The one who does not care about anything until it happens to them, until someone they love loses their eyes, is the one that we dedicate the song to; the ones we aim to catch.
What’s the future looking like for you?
As much as we are obsessed with the studio, we are a band that thrives when performing live. We are looking forward to playing as many live shows as we can as soon as everything starts to open up in NYC. We are also working furiously on our second record.
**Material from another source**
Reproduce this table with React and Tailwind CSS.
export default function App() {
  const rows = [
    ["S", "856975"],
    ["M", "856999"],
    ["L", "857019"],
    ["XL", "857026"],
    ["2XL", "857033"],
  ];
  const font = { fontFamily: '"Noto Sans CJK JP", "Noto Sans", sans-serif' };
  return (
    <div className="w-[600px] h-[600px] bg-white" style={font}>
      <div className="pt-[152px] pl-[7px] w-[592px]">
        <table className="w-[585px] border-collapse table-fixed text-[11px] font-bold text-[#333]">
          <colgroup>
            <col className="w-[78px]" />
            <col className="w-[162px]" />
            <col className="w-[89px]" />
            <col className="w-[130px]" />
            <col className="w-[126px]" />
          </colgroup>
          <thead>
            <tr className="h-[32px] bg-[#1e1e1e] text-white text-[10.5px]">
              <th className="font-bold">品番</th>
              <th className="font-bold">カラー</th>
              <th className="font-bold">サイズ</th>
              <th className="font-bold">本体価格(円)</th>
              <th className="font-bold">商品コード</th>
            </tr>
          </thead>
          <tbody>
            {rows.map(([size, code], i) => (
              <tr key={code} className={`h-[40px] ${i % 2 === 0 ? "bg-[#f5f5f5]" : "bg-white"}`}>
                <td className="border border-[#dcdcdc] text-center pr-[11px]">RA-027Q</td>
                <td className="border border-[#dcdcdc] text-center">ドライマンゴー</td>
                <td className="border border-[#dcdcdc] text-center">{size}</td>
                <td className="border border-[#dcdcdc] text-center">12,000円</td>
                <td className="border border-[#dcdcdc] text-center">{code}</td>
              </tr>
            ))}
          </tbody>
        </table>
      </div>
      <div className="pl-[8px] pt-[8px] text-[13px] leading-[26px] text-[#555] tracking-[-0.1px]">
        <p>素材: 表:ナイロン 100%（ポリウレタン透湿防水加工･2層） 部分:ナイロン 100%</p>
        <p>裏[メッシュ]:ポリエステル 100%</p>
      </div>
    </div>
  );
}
Who inspires your style and aesthetics?
Alexandra: I am personally obsessed with 60’s mod mixed with new wave, goth or “Curehead” tendencies. I am also in love with medieval/renaissance revival 60’s clothing – all black of course (mostly velvet or sequin). I love everyone from Marie Laforêt to Siouxsie Sioux to Barbara Steele.
What is the accomplishment you want to achieve the most in your career?
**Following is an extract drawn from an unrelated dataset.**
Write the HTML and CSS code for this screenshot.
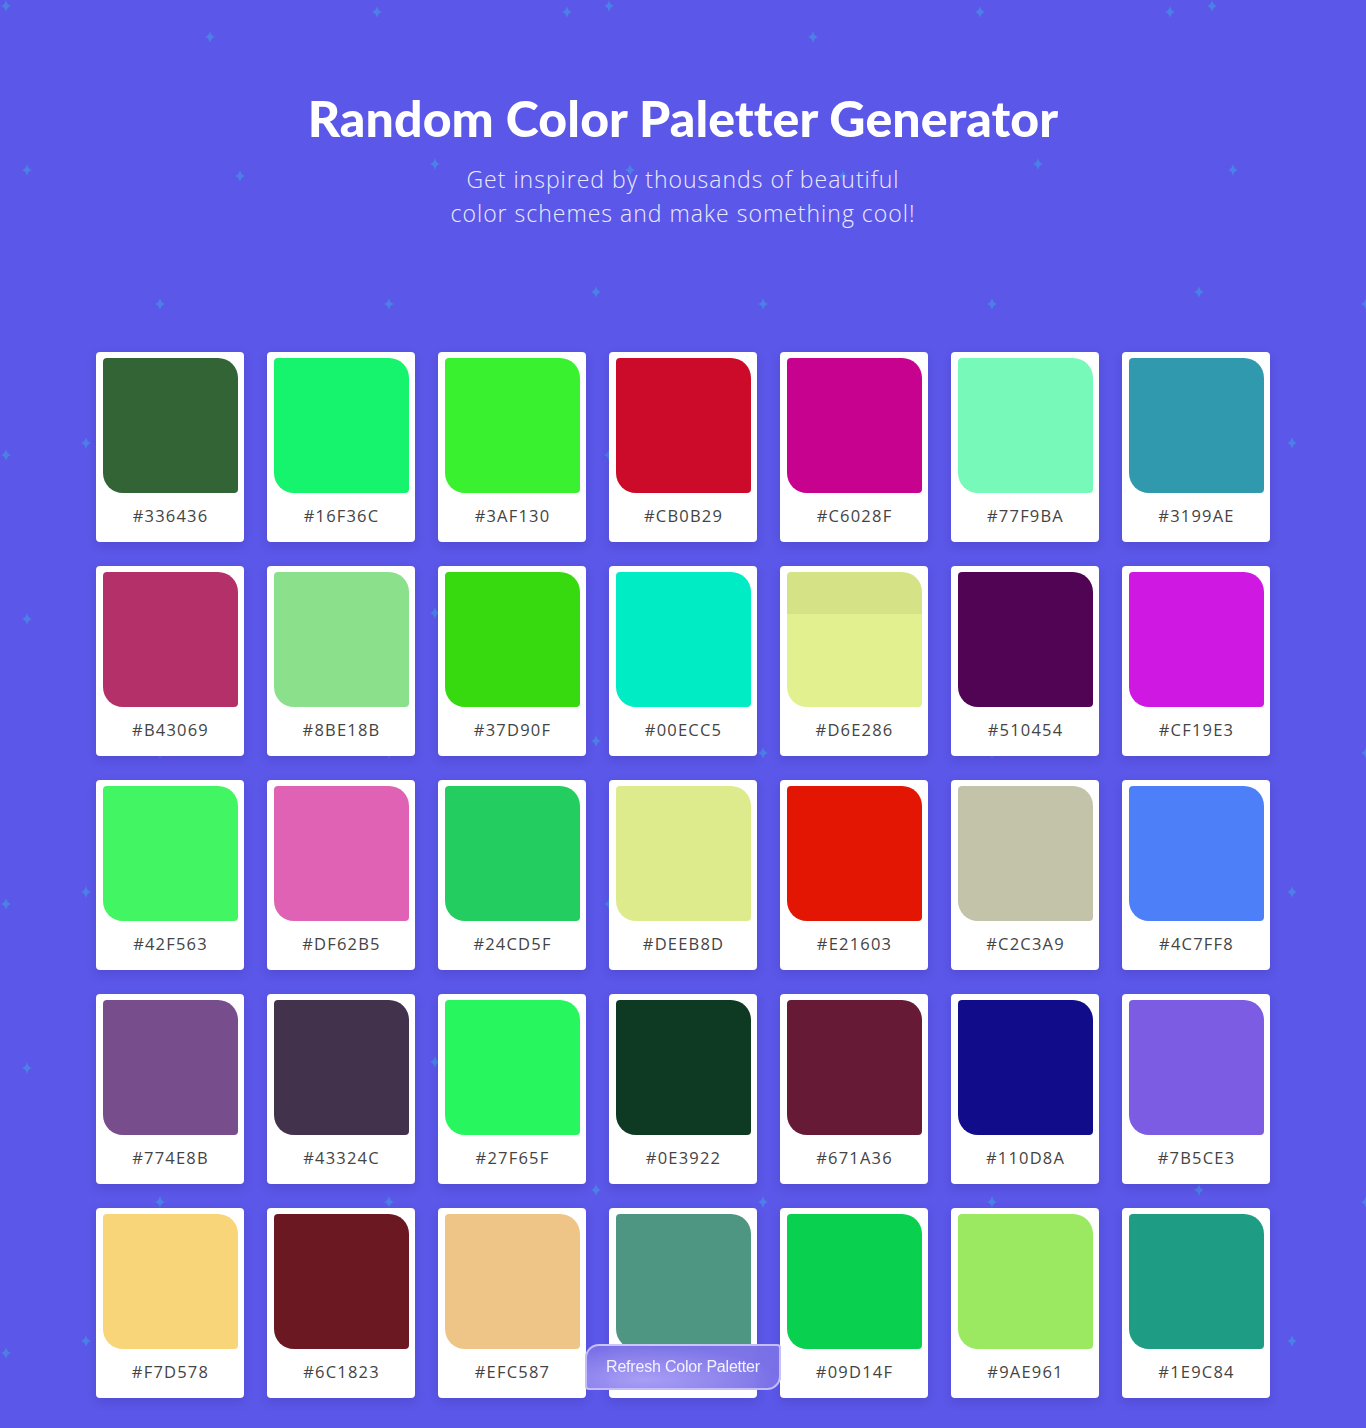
FILE: index.html
```html
<!DOCTYPE html>
<html lang="en">
<head>
<meta charset="utf-8">
<title>Random Color Paletter Generator</title>
<link rel="stylesheet" href="styles.css">
</head>
<body>
<svg class="stars" width="100%" height="100%" aria-hidden="true">
  <defs>
    <path id="st" d="M0,-6 Q1,-1 5,0 Q1,1 0,6 Q-1,1 -5,0 Q-1,-1 0,-6Z"/>
    <pattern id="sky" width="603" height="449" patternUnits="userSpaceOnUse">
      <g fill="#4b80e6">
        <use href="#st" x="6" y="6"/>
        <use href="#st" x="210" y="37"/>
        <use href="#st" x="377" y="12"/>
        <use href="#st" x="567" y="12"/>
        <use href="#st" x="27" y="170"/>
        <use href="#st" x="240" y="176"/>
        <use href="#st" x="435" y="164"/>
        <use href="#st" x="160" y="304"/>
        <use href="#st" x="389" y="304"/>
        <use href="#st" x="596" y="292"/>
        <use href="#st" x="86" y="443"/>
      </g>
    </pattern>
  </defs>
  <rect width="100%" height="100%" fill="url(#sky)"/>
</svg>

<main class="page">
  <header class="hero">
    <h1 class="title">Random Color Paletter Generator</h1>
    <p class="subtitle">Get inspired by thousands of beautiful<br>color schemes and make something cool!</p>
  </header>

  <section class="palette">
    <div class="card"><div class="swatch" style="background:#336436"></div><span class="hex">#336436</span></div>
    <div class="card"><div class="swatch" style="background:#16F36C"></div><span class="hex">#16F36C</span></div>
    <div class="card"><div class="swatch" style="background:#3AF130"></div><span class="hex">#3AF130</span></div>
    <div class="card"><div class="swatch" style="background:#CB0B29"></div><span class="hex">#CB0B29</span></div>
    <div class="card"><div class="swatch" style="background:#C6028F"></div><span class="hex">#C6028F</span></div>
    <div class="card"><div class="swatch" style="background:#77F9BA"></div><span class="hex">#77F9BA</span></div>
    <div class="card"><div class="swatch" style="background:#3199AE"></div><span class="hex">#3199AE</span></div>

    <div class="card"><div class="swatch" style="background:#B43069"></div><span class="hex">#B43069</span></div>
    <div class="card"><div class="swatch" style="background:#8BE18B"></div><span class="hex">#8BE18B</span></div>
    <div class="card"><div class="swatch" style="background:#37D90F"></div><span class="hex">#37D90F</span></div>
    <div class="card"><div class="swatch" style="background:#00ECC5"></div><span class="hex">#00ECC5</span></div>
    <div class="card"><div class="swatch" style="background:linear-gradient(#D6E286 0 42px, #E2F08F 42px)"></div><span class="hex">#D6E286</span></div>
    <div class="card"><div class="swatch" style="background:#510454"></div><span class="hex">#510454</span></div>
    <div class="card"><div class="swatch" style="background:#CF19E3"></div><span class="hex">#CF19E3</span></div>

    <div class="card"><div class="swatch" style="background:#42F563"></div><span class="hex">#42F563</span></div>
    <div class="card"><div class="swatch" style="background:#DF62B5"></div><span class="hex">#DF62B5</span></div>
    <div class="card"><div class="swatch" style="background:#24CD5F"></div><span class="hex">#24CD5F</span></div>
    <div class="card"><div class="swatch" style="background:#DEEB8D"></div><span class="hex">#DEEB8D</span></div>
    <div class="card"><div class="swatch" style="background:#E21603"></div><span class="hex">#E21603</span></div>
    <div class="card"><div class="swatch" style="background:#C2C3A9"></div><span class="hex">#C2C3A9</span></div>
    <div class="card"><div class="swatch" style="background:#4C7FF8"></div><span class="hex">#4C7FF8</span></div>

    <div class="card"><div class="swatch" style="background:#774E8B"></div><span class="hex">#774E8B</span></div>
    <div class="card"><div class="swatch" style="background:#43324C"></div><span class="hex">#43324C</span></div>
    <div class="card"><div class="swatch" style="background:#27F65F"></div><span class="hex">#27F65F</span></div>
    <div class="card"><div class="swatch" style="background:#0E3922"></div><span class="hex">#0E3922</span></div>
    <div class="card"><div class="swatch" style="background:#671A36"></div><span class="hex">#671A36</span></div>
    <div class="card"><div class="swatch" style="background:#110D8A"></div><span class="hex">#110D8A</span></div>
    <div class="card"><div class="swatch" style="background:#7B5CE3"></div><span class="hex">#7B5CE3</span></div>

    <div class="card"><div class="swatch" style="background:#F7D578"></div><span class="hex">#F7D578</span></div>
    <div class="card"><div class="swatch" style="background:#6C1823"></div><span class="hex">#6C1823</span></div>
    <div class="card"><div class="swatch" style="background:#EFC587"></div><span class="hex">#EFC587</span></div>
    <div class="card"><div class="swatch" style="background:#4E9682"></div><span class="hex hex-covered">#4E9682</span></div>
    <div class="card"><div class="swatch" style="background:#09D14F"></div><span class="hex">#09D14F</span></div>
    <div class="card"><div class="swatch" style="background:#9AE961"></div><span class="hex">#9AE961</span></div>
    <div class="card"><div class="swatch" style="background:#1E9C84"></div><span class="hex">#1E9C84</span></div>
  </section>
</main>

<button class="refresh" type="button">Refresh Color Paletter</button>
</body>
</html>
```

FILE: styles.css
```css
* { box-sizing: border-box; }

html, body {
  margin: 0;
  padding: 0;
}

body {
  position: relative;
  min-height: 1428px;
  background: #5b57e8;
  font-family: "Open Sans", "Noto Sans", sans-serif;
  overflow: hidden;
}

.stars {
  position: absolute;
  inset: 0;
  z-index: 0;
}

.page {
  position: relative;
  z-index: 1;
  display: flex;
  flex-direction: column;
  align-items: center;
  padding: 0 0 30px;
}

.hero {
  display: flex;
  flex-direction: column;
  align-items: center;
  padding-top: 88px;
  height: 352px;
}

.title {
  margin: 0;
  font-family: "Lato", sans-serif;
  font-weight: 900;
  font-size: 50px;
  line-height: 60px;
  color: #ffffff;
  letter-spacing: 0.1px;
}

.subtitle {
  margin: 14px 0 0;
  font-family: "Open Sans", sans-serif;
  font-weight: 300;
  font-size: 23px;
  line-height: 34px;
  letter-spacing: 1px;
  color: #ecebfb;
  text-align: center;
}

.palette {
  display: grid;
  grid-template-columns: repeat(7, 148px);
  column-gap: 23px;
  row-gap: 24px;
}

.card {
  display: flex;
  flex-direction: column;
  align-items: center;
  width: 148px;
  height: 190px;
  padding: 6px 6px 4px 7px;
  background: #ffffff;
  border-radius: 4px;
  box-shadow: 0 4px 10px rgba(40, 30, 120, 0.18);
}

.swatch {
  width: 135px;
  height: 135px;
  border-radius: 4px 20px 4px 20px;
}

.hex {
  display: flex;
  align-items: center;
  justify-content: center;
  flex: 1;
  font-family: "Open Sans", sans-serif;
  font-weight: 500;
  font-size: 16.5px;
  letter-spacing: 1.2px;
  color: #444444;
}

.hex-covered {
  visibility: hidden;
}

.refresh {
  position: fixed;
  left: 50%;
  bottom: 38px;
  transform: translateX(-50%);
  z-index: 5;
  width: 196px;
  height: 46px;
  padding: 0;
  border: 2px solid rgba(220, 215, 255, 0.75);
  border-radius: 14px 4px 14px 4px;
  background: radial-gradient(ellipse at 30% 80%, rgba(165, 155, 245, 0.97), rgba(122, 112, 230, 0.97) 70%);
  backdrop-filter: blur(12px);
  color: #f3f2ff;
  font-family: "Liberation Sans", Arial, sans-serif;
  font-size: 16px;
  letter-spacing: -0.2px;
  cursor: pointer;
}
```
Alexandra: James has always wanted to win the Oscar for best song in a film. I, of course, would die to win this as well, but I am also obsessed with headlining a major festival like Lollapalooza, particularly because I grew up in Chicago.
What is your favorite track in the record and why?
Alexandra: My favorite tracks on Come Evening have to be both “Barcelona” and “Lark Mirror.” Both songs showcase some of my most profound lyrics and difficult melodies to date. They both ruin me every time I listen to them. Both songs mourn the one that was always meant to save us, realizing that we must all save ourselves from ourselves. Outside help can only do so much.
James: “Blue Hour” is definitely my favorite track on the record because it took an unbelievable amount of revisions to get it right.